Aus seiner inneren Jackentasche zog er einen braunen Umschlag hervor und breitete den Inhalt auf dem kleinen runden Mahagonitisch aus, der bei Porträtaufnahmen als Requisit diente. Dann trug er das Tischchen in die Mitte des Raums unter die Lampe. Die beiden Scheinwerfer auf der winzigen Bühne an der hinteren Wand des Studios blieben ausgeschaltet.

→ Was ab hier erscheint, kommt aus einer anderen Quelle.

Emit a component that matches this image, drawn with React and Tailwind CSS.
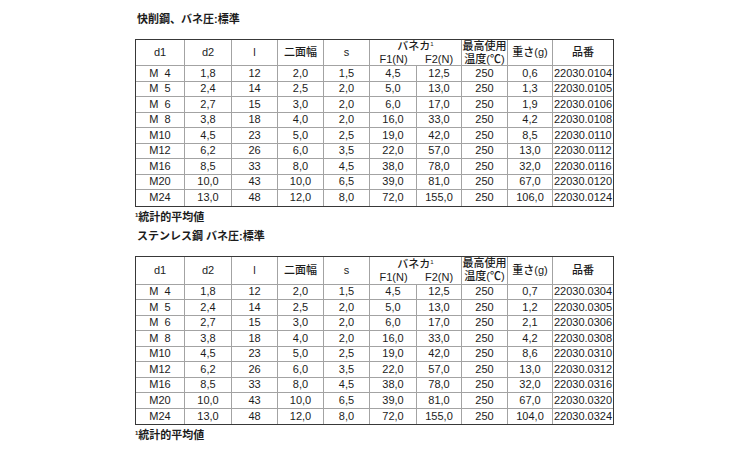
import React from 'react';

const cols = ['w-[49px]', 'w-[47px]', 'w-[46px]', 'w-[46px]', 'w-[46px]', 'w-[47px]', 'w-[45px]', 'w-[46px]', 'w-[45px]', 'w-[60px]'];

const sizes = ['M\u00a0\u00a04', 'M\u00a0\u00a05', 'M\u00a0\u00a06', 'M\u00a0\u00a08', 'M10', 'M12', 'M16', 'M20', 'M24'];
const base = [
  ['1,8', '12', '2,0', '1,5', '4,5', '12,5', '250'],
  ['2,4', '14', '2,5', '2,0', '5,0', '13,0', '250'],
  ['2,7', '15', '3,0', '2,0', '6,0', '17,0', '250'],
  ['3,8', '18', '4,0', '2,0', '16,0', '33,0', '250'],
  ['4,5', '23', '5,0', '2,5', '19,0', '42,0', '250'],
  ['6,2', '26', '6,0', '3,5', '22,0', '57,0', '250'],
  ['8,5', '33', '8,0', '4,5', '38,0', '78,0', '250'],
  ['10,0', '43', '10,0', '6,5', '39,0', '81,0', '250'],
  ['13,0', '48', '12,0', '8,0', '72,0', '155,0', '250'],
];

const tables = [
  {
    title: '快削鋼、バネ圧:標準',
    weights: ['0,6', '1,3', '1,9', '4,2', '8,5', '13,0', '32,0', '67,0', '106,0'],
    codes: ['0104', '0105', '0106', '0108', '0110', '0112', '0116', '0120', '0124'],
    head: 'grid-rows-[13px_13px]',
  },
  {
    title: 'ステンレス鋼 バネ圧:標準',
    weights: ['0,7', '1,2', '2,1', '4,2', '8,6', '13,0', '32,0', '67,0', '104,0'],
    codes: ['0304', '0305', '0306', '0308', '0310', '0312', '0316', '0320', '0324'],
    head: 'grid-rows-[14px_14px]',
  },
];

const Sup = () => <span className="relative -top-[4px] text-[6px] leading-none">1</span>;

const HeadCell = ({ className, children }) => (
  <div className={`row-span-2 flex flex-col items-center justify-center border-r border-b border-[#a3a3a3] text-center leading-[13px] ${className}`}>
    {children}
  </div>
);

const SpecTable = ({ t }) => (
  <div className="w-[479px] border border-[#383838]">
    <div className={`grid grid-cols-[49px_47px_46px_46px_46px_47px_45px_46px_45px_60px] ${t.head}`}>
      <HeadCell>d1</HeadCell>
      <HeadCell>d2</HeadCell>
      <HeadCell>l</HeadCell>
      <HeadCell className="font-medium">二面幅</HeadCell>
      <HeadCell>s</HeadCell>
      <div className="col-span-2 flex items-end justify-center border-r border-[#a3a3a3] leading-[13px]">
        <span className="font-medium">バネカ<Sup /></span>
      </div>
      <HeadCell className="col-start-8 row-start-1 font-medium">
        <span>最高使用</span>
        <span>温度(℃)</span>
      </HeadCell>
      <HeadCell className="col-start-9 row-start-1 font-medium">重さ(g)</HeadCell>
      <HeadCell className="col-start-10 row-start-1 border-r-0 font-medium">品番</HeadCell>
      <div className="col-start-6 row-start-2 flex items-start justify-center border-b border-[#a3a3a3] leading-[13px]">F1(N)</div>
      <div className="col-start-7 row-start-2 flex items-start justify-center border-r border-b border-[#a3a3a3] leading-[13px]">F2(N)</div>
    </div>
    {sizes.map((m, i) => {
      const cells = [m, ...base[i], t.weights[i], `22030.${t.codes[i]}`];
      return (
        <div key={m} className={`flex h-[15.5px] ${i < 8 ? 'border-b border-[#a3a3a3]' : ''}`}>
          {cells.map((c, j) => (
            <div key={j} className={`${cols[j]} flex items-center justify-center leading-none ${j < 9 ? 'border-r border-[#a3a3a3]' : ''}`}>
              {c}
            </div>
          ))}
        </div>
      );
    })}
  </div>
);

export default function App() {
  return (
    <div className="h-[450px] w-[750px] bg-white pl-[135px] pt-[12px] font-['Liberation_Sans','Noto_Sans_CJK_JP',sans-serif] text-[11px] text-[#1c1c1c]">
      {tables.map((t, k) => (
        <div key={k} className={k === 1 ? 'mt-[5px]' : ''}>
          <div className="pl-[2px] text-[11px] font-bold leading-[14px]">{t.title}</div>
          <div className="mt-[13px]">
            <SpecTable t={t} />
          </div>
          <div className="mt-[3px] text-[11px] font-bold leading-[14px]">
            <Sup />統計的平均値
          </div>
        </div>
      ))}
    </div>
  );
}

«Bitte, Monsieur. «Er lächelte breit und deutete auf die drei Ausweise, die auf dem Tisch lagen. Der Engländer nahm den ersten zur Hand und betrachtete ihn unter dem Licht. Es war sein Führerschein. Ein auf die erste Seite geklebter Zettel bekundete, daß Mr. Alexander James Quentin Duggan, wohnhaft in London W. 1., berechtigt sei, innerhalb des Zeitraums vom 10. Dezember 1960 bis zum 9. Dezember 1963 einschließlich Motorfahrzeuge der Gruppen la, Ib, 2, 3, 11, 12 und 13 zu fahren. Darüber war die Nummer des polizeilichen Kennzeichens (eine fiktive Nummer natürlich) angegeben und als ausstellende Behörde das» London County Council «mit dem Zusatz» Road Traffic Act 1960«vermerkt, und ganz oben schließlich stand» Driving Licence «sowie» Fee of 15/- received«. Soweit der Schakal es beurteilen konnte, war es eine perfekte Fälschung; für seine Zwecke jedenfalls schien sie ihm vollkommen ausreichend zu sein. Das zweite Dokument war eine auf den Namen Andre Martin ausgestellte französische Identitätskarte, die das Alter ihres in Colmar geborenen und in Paris wohnhaften Inhabers mit dreiundfünfzig Jahren angab. Um zwanzig Jahre gealtert, mit grauem, bürstenartig geschnittenem, wirrem Haar, starrte ihm aus dem auf eine Ecke der Karte geklebten Photo sein eigenes Gesicht mit leidender Miene entgegen. Die Karte selbst war fleckig und hatte Eselsohren.

Das dritte Exemplar interessierte ihn am meisten. Die Photographie, mit der es versehen war, unterschied sich ein wenig von,derjenigen auf der Identitätskarte, denn das Ausstellungsdatum j beider differierte um einige Monate, weil die Verlängerung, hätte es sich um echte Ausweise gehandelt, vermutlich nicht zum gleichen Datum fällig gewesen wäre.

Das Photo auf dem Ausweis, den er in der Hand hielt, war ebenfalls vor fast zwei Wochen aufgenommen worden, zeigte ihn jedoch in einem dunkleren Hemd und mit der Andeutung eines Stoppelbarts um das Kinn herum. Dieser Effekt war das Resultat geschickter Retuschen, die den Eindruck vermittelten, daß es sich bei den beiden Photographien um zu verschiedenen Zeitpunkten aufgenommene Porträts eines und desselben Mannes in jeweils anderer Bekleidung handelte. In beiden Fällen hatte sich das handwerkliche Können des Fälschers als ausgezeichnet erwiesen. Der Schakal blickte auf und steckte die Ausweise ein.

«Sehr hübsch«, sagte er.»Genau das, was ich suchte. Gratuliere. Wenn ich nicht irre, bekommen Sie noch fünfzig Pfund.«

«Das stimmt, Monsieur. «Der Fälscher lächelte erwartungsvoll.

Der Engländer zog ein einzelnes Päckchen von zehn Fünfpfundnoten aus der Tasche und hielt es ihm mit spitzen Fingern unter die Nase. Bevor er das Bündel losließ, sagte er:»Etwas fehlt noch.«

Der Belgier versuchte vergeblich, so zu tun, als verstände er nicht.

«Monsieur?«

«Die erste Seite des Führerscheins. Die echte, die ich wiederhaben wollte.«

Es konnte kein Zweifel darüber bestehen, daß der Fälscher Theater spielte. Er hob die Brauen in übertriebener Überraschung, als sei ihm die Sache eben erst wieder eingefallen, ließ das Päckchen Banknoten los, drehte sich auf dem Absatz um und entfernte sich, die Arme auf dem Rücken, mit gesenktem Kopf, als sei er in tiefes Nachdenken versunken, ein paar Schritte vom Schakal. Dann kehrte er um und kam zurück.